Improving the selectivity of photocatalytic NOx abatement through improved O2 reduction pathways using Ti0.909W0.091O2Nx semiconductor nanoparticles: from characterisation to photocatalytic performance

A. Folli, J. Z. Bloh, K. L. Armstrong, E. Richards, D. M. Murphy, L. Lu, C. Kiely, D. J. Morgan, R. I. Smith, A. C. McLaughlin, D. E. Macphee

ACS Catal., 8 (2018), 6927–6938, doi: 10.1021/acscatal.8b00521


In this paper we provide detailed insight into the electronic-crystallographic-structural relationship for Ti0.909W0.091O2Nx semiconductor nanoparticles, explaining the mutual electronic and magnetic influence of the photo-induced, stable N- and W-based paramagnetic centres, their involvement in the photo-induced charge carriers trapping and their role in improving the nitrate selectivity of the photocatalytic oxidation of NOx to nitrates.

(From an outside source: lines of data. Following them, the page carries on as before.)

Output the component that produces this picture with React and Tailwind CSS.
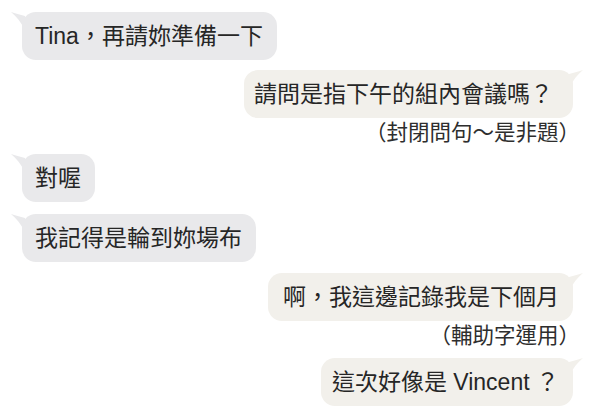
import React from "react";

const font = {
  fontFamily: '"Liberation Sans", "Noto Sans CJK TC", sans-serif',
};

const TailLeft = ({ color }) => (
  <svg
    className="absolute -left-[11px] top-0"
    width="14"
    height="18"
    viewBox="0 0 14 18"
  >
    <path d="M0 0 C4 1 9 3 14 4 L14 18 C10 10 5 4 0 0 Z" fill={color} />
  </svg>
);

const TailRight = ({ color }) => (
  <svg
    className="absolute -right-[10px] top-0"
    width="14"
    height="18"
    viewBox="0 0 14 18"
  >
    <path d="M14 0 C10 1 5 3 0 4 L0 18 C4 10 9 4 14 0 Z" fill={color} />
  </svg>
);

const Left = ({ children, className = "" }) => (
  <div
    className={
      "relative self-start ml-[22px] rounded-[14px] bg-[#e9e9eb] pl-[13px] pr-[14px] py-[9px] text-[23px] leading-[30px] text-[#262626] " +
      className
    }
  >
    <TailLeft color="#e9e9eb" />
    {children}
  </div>
);

const Right = ({ children, className = "" }) => (
  <div
    className={
      "relative self-end mr-[27px] rounded-[14px] bg-[#f2f0eb] py-[9px] text-[23px] leading-[30px] text-[#262626] " +
      className
    }
  >
    <TailRight color="#f2f0eb" />
    {children}
  </div>
);

// side notes under the replies
const Note = ({ children }) => (
  <div className="self-end mr-[20px] text-[21.5px] leading-[30px] text-[#2e2e2e]">
    {children}
  </div>
);

export default function App() {
  return (
    <div
      className="w-[600px] h-[415px] bg-white overflow-hidden flex flex-col pt-[12px]"
      style={font}
    >
      <Left>Tina，再請妳準備一下</Left>
      <Right className="mt-[10px] pl-[10px] pr-[20px]">
        請問是指下午的組內會議嗎？
      </Right>
      <Note>（封閉問句～是非題）</Note>
      <Left className="mt-[6px]">對喔</Left>
      <Left className="mt-[12px]">我記得是輪到妳場布</Left>
      <Right className="mt-[11px] pl-[15px] pr-[14px]">
        啊，我這邊記錄我是下個月
      </Right>
      <Note>（輔助字運用）</Note>
      <Right className="mt-[7px] pl-[11px] pr-[14px]">
        這次好像是 Vincent ？
      </Right>
    </div>
  );
}
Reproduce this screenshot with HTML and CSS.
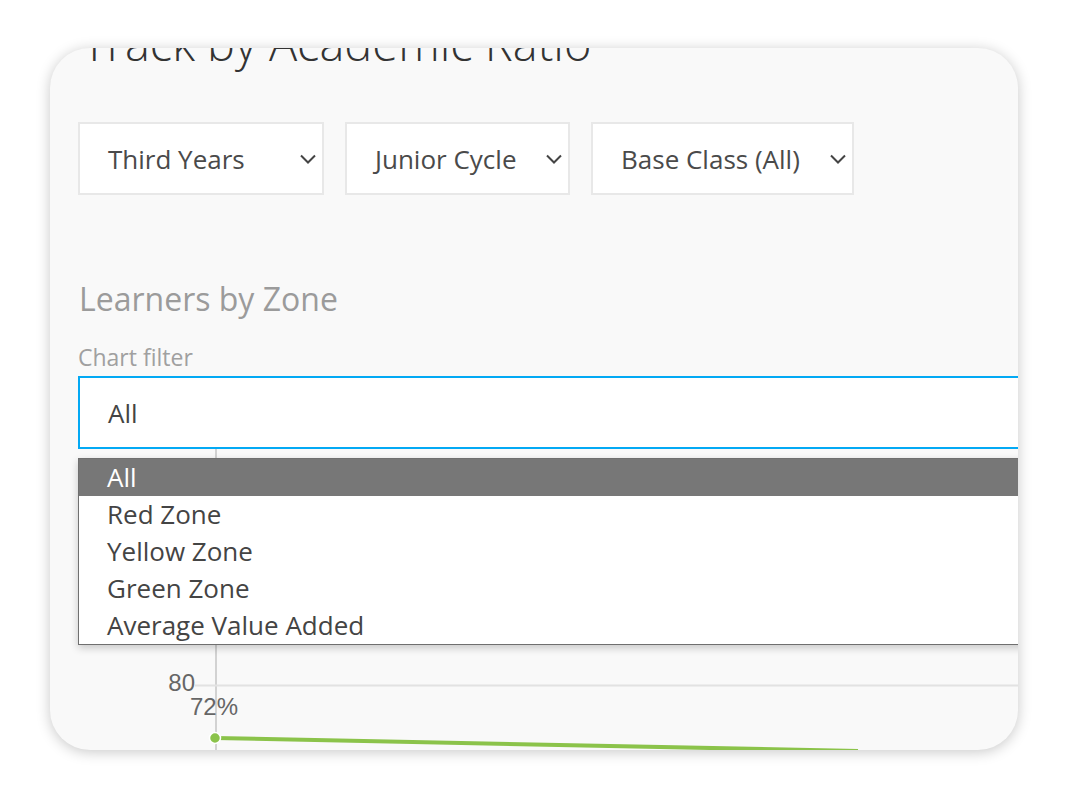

In particular, reduced tungsten species in various crystallographic environments within the anatase host lattice were observed to play a fundamental role in storing and stabilising photo-generated electrons. Here we show how these reduced centres can catalyse multi-electron transfer events without the need for rare and expensive platinum group metals (PGMs). This allows for a versatile and elegant design of redox potentials. As a result, electron transfer processes that are kinetically inaccessible with metal oxides such as TiO2 can now be accessed, enabling dramatic improvements in reaction selectivity. The photocatalytic abatement of NOx towards non-toxic products is exemplified here and is shown to pivot on multiple routes for molecular oxygen reduction. The same rationale can furthermore be applied to other photocatalytic processes. The observations described in this work could open new exciting avenues in semiconductor photocatalysis for environmental remediation technologies, where the optimisation of molecular oxygen reduction, together with the pollutant species to be oxidised, becomes a central element of the catalyst design, without relying on the use of rare and expensive PGMs.